> _Aim of the task_
Your task is to give the listing below back word for word, pictures excluded.

> _Record set_
........
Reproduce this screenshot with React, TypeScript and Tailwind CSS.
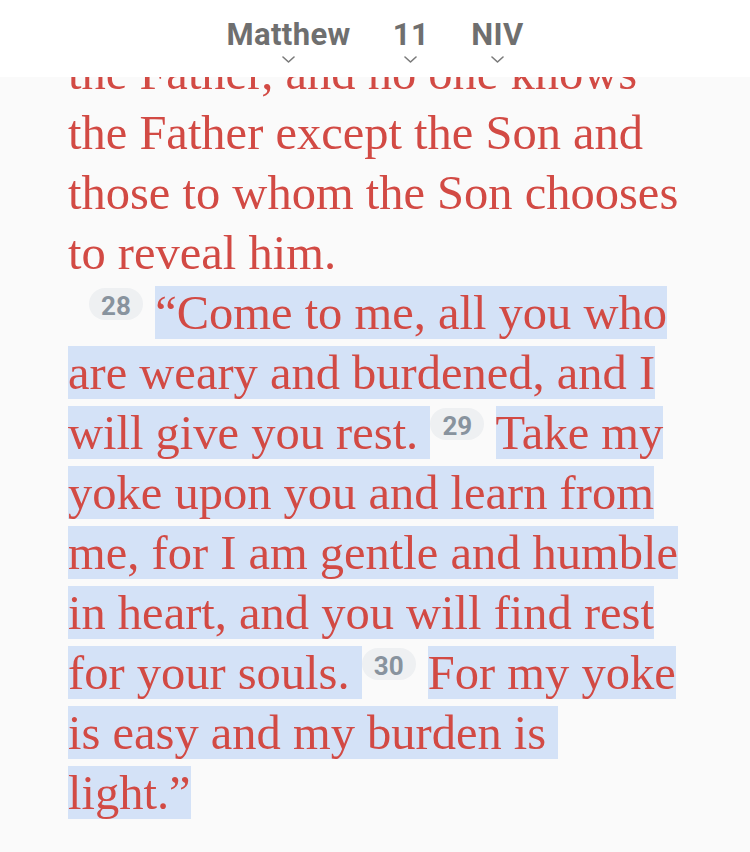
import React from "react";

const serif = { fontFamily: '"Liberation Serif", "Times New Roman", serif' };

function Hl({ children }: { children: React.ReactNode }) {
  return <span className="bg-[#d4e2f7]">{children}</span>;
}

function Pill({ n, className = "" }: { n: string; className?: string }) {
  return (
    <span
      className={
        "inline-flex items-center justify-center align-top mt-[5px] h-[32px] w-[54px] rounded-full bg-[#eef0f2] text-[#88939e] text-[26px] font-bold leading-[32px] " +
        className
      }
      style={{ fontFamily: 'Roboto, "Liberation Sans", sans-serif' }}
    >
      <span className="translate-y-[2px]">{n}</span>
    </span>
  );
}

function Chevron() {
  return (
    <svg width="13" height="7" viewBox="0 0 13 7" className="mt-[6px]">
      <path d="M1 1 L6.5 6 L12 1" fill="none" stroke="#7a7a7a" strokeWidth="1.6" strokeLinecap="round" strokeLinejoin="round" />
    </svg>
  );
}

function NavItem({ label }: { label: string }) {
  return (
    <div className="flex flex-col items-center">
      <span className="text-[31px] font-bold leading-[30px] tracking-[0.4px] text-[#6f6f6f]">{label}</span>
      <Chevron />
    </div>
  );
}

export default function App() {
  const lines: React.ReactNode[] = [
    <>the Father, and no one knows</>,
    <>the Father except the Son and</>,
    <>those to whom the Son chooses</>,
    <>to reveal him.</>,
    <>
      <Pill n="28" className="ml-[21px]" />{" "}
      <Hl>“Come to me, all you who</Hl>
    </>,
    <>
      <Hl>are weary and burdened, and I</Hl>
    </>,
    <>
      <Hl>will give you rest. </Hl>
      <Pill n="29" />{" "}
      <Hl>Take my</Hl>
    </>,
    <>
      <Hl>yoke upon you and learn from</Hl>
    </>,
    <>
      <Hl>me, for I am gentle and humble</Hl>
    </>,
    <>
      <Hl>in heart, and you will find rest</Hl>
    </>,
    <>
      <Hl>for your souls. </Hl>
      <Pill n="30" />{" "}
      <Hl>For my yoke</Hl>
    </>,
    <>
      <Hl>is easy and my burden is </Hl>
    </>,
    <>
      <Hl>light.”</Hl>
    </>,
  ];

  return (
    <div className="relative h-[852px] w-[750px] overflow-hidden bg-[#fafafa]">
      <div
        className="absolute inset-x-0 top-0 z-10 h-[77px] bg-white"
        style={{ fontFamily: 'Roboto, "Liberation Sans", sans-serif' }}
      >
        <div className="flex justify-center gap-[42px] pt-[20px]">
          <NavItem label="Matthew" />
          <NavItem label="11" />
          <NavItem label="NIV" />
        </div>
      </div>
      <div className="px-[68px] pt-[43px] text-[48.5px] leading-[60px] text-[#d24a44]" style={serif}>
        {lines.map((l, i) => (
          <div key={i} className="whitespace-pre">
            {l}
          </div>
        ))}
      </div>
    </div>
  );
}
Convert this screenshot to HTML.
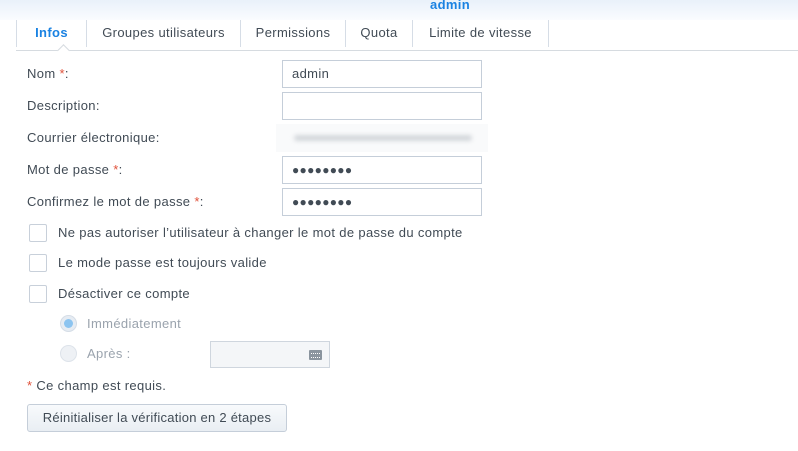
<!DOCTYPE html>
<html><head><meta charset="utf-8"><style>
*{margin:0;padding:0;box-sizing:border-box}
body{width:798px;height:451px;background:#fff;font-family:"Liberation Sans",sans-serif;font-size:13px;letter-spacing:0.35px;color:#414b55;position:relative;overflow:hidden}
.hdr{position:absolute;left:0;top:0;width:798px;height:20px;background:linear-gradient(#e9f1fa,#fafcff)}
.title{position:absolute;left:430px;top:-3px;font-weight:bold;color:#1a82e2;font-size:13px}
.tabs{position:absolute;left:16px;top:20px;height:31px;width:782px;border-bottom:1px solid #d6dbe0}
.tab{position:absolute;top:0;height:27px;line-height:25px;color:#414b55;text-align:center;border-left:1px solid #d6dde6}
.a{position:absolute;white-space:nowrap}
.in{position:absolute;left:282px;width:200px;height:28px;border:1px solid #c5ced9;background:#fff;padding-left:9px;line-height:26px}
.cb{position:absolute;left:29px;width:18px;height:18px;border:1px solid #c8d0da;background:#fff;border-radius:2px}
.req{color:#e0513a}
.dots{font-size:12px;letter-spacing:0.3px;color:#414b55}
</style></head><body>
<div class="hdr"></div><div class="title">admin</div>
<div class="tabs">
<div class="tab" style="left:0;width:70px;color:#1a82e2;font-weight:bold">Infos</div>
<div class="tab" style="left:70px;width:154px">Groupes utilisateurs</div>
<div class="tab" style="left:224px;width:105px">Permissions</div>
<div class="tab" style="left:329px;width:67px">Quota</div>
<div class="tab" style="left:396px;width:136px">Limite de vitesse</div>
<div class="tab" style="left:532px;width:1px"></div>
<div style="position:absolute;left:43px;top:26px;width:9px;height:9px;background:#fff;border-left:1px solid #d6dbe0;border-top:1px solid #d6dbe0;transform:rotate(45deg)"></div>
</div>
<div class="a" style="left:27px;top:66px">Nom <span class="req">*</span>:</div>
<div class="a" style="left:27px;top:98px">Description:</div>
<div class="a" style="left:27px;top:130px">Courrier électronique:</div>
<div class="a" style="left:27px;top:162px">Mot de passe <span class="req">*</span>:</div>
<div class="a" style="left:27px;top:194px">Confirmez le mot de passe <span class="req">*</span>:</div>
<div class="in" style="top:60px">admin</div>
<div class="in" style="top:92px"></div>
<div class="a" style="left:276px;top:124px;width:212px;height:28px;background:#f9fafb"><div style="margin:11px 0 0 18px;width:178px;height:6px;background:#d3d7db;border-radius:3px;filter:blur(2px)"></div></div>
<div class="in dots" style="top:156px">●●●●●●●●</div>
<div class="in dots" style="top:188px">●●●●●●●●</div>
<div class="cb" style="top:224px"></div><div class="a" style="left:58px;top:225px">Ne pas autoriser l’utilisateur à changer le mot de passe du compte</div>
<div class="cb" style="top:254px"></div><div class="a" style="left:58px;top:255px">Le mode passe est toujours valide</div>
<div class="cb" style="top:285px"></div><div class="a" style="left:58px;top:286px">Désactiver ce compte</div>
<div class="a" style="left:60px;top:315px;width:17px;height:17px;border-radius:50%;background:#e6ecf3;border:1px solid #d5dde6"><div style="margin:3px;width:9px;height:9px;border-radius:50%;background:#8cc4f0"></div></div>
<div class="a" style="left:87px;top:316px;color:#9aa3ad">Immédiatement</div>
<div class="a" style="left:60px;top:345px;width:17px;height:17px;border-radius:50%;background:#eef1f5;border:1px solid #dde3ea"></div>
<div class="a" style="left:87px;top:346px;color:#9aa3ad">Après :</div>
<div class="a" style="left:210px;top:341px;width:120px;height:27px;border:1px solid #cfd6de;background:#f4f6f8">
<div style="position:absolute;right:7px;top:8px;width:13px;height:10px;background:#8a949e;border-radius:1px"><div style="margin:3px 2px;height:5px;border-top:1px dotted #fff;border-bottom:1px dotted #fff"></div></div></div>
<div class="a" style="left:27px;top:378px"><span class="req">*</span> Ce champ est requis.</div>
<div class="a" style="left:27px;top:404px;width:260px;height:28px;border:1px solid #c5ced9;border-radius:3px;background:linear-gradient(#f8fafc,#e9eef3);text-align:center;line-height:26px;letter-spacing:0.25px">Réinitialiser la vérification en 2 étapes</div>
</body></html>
........
> _Exercise response_
Reproduce this screenshot with React, TypeScript and Tailwind CSS.
import React from "react";

const serif = { fontFamily: '"Liberation Serif", "Times New Roman", serif' };

function Hl({ children }: { children: React.ReactNode }) {
  return <span className="bg-[#d4e2f7]">{children}</span>;
}

function Pill({ n, className = "" }: { n: string; className?: string }) {
  return (
    <span
      className={
        "inline-flex items-center justify-center align-top mt-[5px] h-[32px] w-[54px] rounded-full bg-[#eef0f2] text-[#88939e] text-[26px] font-bold leading-[32px] " +
        className
      }
      style={{ fontFamily: 'Roboto, "Liberation Sans", sans-serif' }}
    >
      <span className="translate-y-[2px]">{n}</span>
    </span>
  );
}

function Chevron() {
  return (
    <svg width="13" height="7" viewBox="0 0 13 7" className="mt-[6px]">
      <path d="M1 1 L6.5 6 L12 1" fill="none" stroke="#7a7a7a" strokeWidth="1.6" strokeLinecap="round" strokeLinejoin="round" />
    </svg>
  );
}

function NavItem({ label }: { label: string }) {
  return (
    <div className="flex flex-col items-center">
      <span className="text-[31px] font-bold leading-[30px] tracking-[0.4px] text-[#6f6f6f]">{label}</span>
      <Chevron />
    </div>
  );
}

export default function App() {
  const lines: React.ReactNode[] = [
    <>the Father, and no one knows</>,
    <>the Father except the Son and</>,
    <>those to whom the Son chooses</>,
    <>to reveal him.</>,
    <>
      <Pill n="28" className="ml-[21px]" />{" "}
      <Hl>“Come to me, all you who</Hl>
    </>,
    <>
      <Hl>are weary and burdened, and I</Hl>
    </>,
    <>
      <Hl>will give you rest. </Hl>
      <Pill n="29" />{" "}
      <Hl>Take my</Hl>
    </>,
    <>
      <Hl>yoke upon you and learn from</Hl>
    </>,
    <>
      <Hl>me, for I am gentle and humble</Hl>
    </>,
    <>
      <Hl>in heart, and you will find rest</Hl>
    </>,
    <>
      <Hl>for your souls. </Hl>
      <Pill n="30" />{" "}
      <Hl>For my yoke</Hl>
    </>,
    <>
      <Hl>is easy and my burden is </Hl>
    </>,
    <>
      <Hl>light.”</Hl>
    </>,
  ];

  return (
    <div className="relative h-[852px] w-[750px] overflow-hidden bg-[#fafafa]">
      <div
        className="absolute inset-x-0 top-0 z-10 h-[77px] bg-white"
        style={{ fontFamily: 'Roboto, "Liberation Sans", sans-serif' }}
      >
        <div className="flex justify-center gap-[42px] pt-[20px]">
          <NavItem label="Matthew" />
          <NavItem label="11" />
          <NavItem label="NIV" />
        </div>
      </div>
      <div className="px-[68px] pt-[43px] text-[48.5px] leading-[60px] text-[#d24a44]" style={serif}>
        {lines.map((l, i) => (
          <div key={i} className="whitespace-pre">
            {l}
          </div>
        ))}
      </div>
    </div>
  );
}
Convert this screenshot to HTML.
<!DOCTYPE html>
<html><head><meta charset="utf-8"><style>
*{margin:0;padding:0;box-sizing:border-box}
body{width:798px;height:451px;background:#fff;font-family:"Liberation Sans",sans-serif;font-size:13px;letter-spacing:0.35px;color:#414b55;position:relative;overflow:hidden}
.hdr{position:absolute;left:0;top:0;width:798px;height:20px;background:linear-gradient(#e9f1fa,#fafcff)}
.title{position:absolute;left:430px;top:-3px;font-weight:bold;color:#1a82e2;font-size:13px}
.tabs{position:absolute;left:16px;top:20px;height:31px;width:782px;border-bottom:1px solid #d6dbe0}
.tab{position:absolute;top:0;height:27px;line-height:25px;color:#414b55;text-align:center;border-left:1px solid #d6dde6}
.a{position:absolute;white-space:nowrap}
.in{position:absolute;left:282px;width:200px;height:28px;border:1px solid #c5ced9;background:#fff;padding-left:9px;line-height:26px}
.cb{position:absolute;left:29px;width:18px;height:18px;border:1px solid #c8d0da;background:#fff;border-radius:2px}
.req{color:#e0513a}
.dots{font-size:12px;letter-spacing:0.3px;color:#414b55}
</style></head><body>
<div class="hdr"></div><div class="title">admin</div>
<div class="tabs">
<div class="tab" style="left:0;width:70px;color:#1a82e2;font-weight:bold">Infos</div>
<div class="tab" style="left:70px;width:154px">Groupes utilisateurs</div>
<div class="tab" style="left:224px;width:105px">Permissions</div>
<div class="tab" style="left:329px;width:67px">Quota</div>
<div class="tab" style="left:396px;width:136px">Limite de vitesse</div>
<div class="tab" style="left:532px;width:1px"></div>
<div style="position:absolute;left:43px;top:26px;width:9px;height:9px;background:#fff;border-left:1px solid #d6dbe0;border-top:1px solid #d6dbe0;transform:rotate(45deg)"></div>
</div>
<div class="a" style="left:27px;top:66px">Nom <span class="req">*</span>:</div>
<div class="a" style="left:27px;top:98px">Description:</div>
<div class="a" style="left:27px;top:130px">Courrier électronique:</div>
<div class="a" style="left:27px;top:162px">Mot de passe <span class="req">*</span>:</div>
<div class="a" style="left:27px;top:194px">Confirmez le mot de passe <span class="req">*</span>:</div>
<div class="in" style="top:60px">admin</div>
<div class="in" style="top:92px"></div>
<div class="a" style="left:276px;top:124px;width:212px;height:28px;background:#f9fafb"><div style="margin:11px 0 0 18px;width:178px;height:6px;background:#d3d7db;border-radius:3px;filter:blur(2px)"></div></div>
<div class="in dots" style="top:156px">●●●●●●●●</div>
<div class="in dots" style="top:188px">●●●●●●●●</div>
<div class="cb" style="top:224px"></div><div class="a" style="left:58px;top:225px">Ne pas autoriser l’utilisateur à changer le mot de passe du compte</div>
<div class="cb" style="top:254px"></div><div class="a" style="left:58px;top:255px">Le mode passe est toujours valide</div>
<div class="cb" style="top:285px"></div><div class="a" style="left:58px;top:286px">Désactiver ce compte</div>
<div class="a" style="left:60px;top:315px;width:17px;height:17px;border-radius:50%;background:#e6ecf3;border:1px solid #d5dde6"><div style="margin:3px;width:9px;height:9px;border-radius:50%;background:#8cc4f0"></div></div>
<div class="a" style="left:87px;top:316px;color:#9aa3ad">Immédiatement</div>
<div class="a" style="left:60px;top:345px;width:17px;height:17px;border-radius:50%;background:#eef1f5;border:1px solid #dde3ea"></div>
<div class="a" style="left:87px;top:346px;color:#9aa3ad">Après :</div>
<div class="a" style="left:210px;top:341px;width:120px;height:27px;border:1px solid #cfd6de;background:#f4f6f8">
<div style="position:absolute;right:7px;top:8px;width:13px;height:10px;background:#8a949e;border-radius:1px"><div style="margin:3px 2px;height:5px;border-top:1px dotted #fff;border-bottom:1px dotted #fff"></div></div></div>
<div class="a" style="left:27px;top:378px"><span class="req">*</span> Ce champ est requis.</div>
<div class="a" style="left:27px;top:404px;width:260px;height:28px;border:1px solid #c5ced9;border-radius:3px;background:linear-gradient(#f8fafc,#e9eef3);text-align:center;line-height:26px;letter-spacing:0.25px">Réinitialiser la vérification en 2 étapes</div>
</body></html>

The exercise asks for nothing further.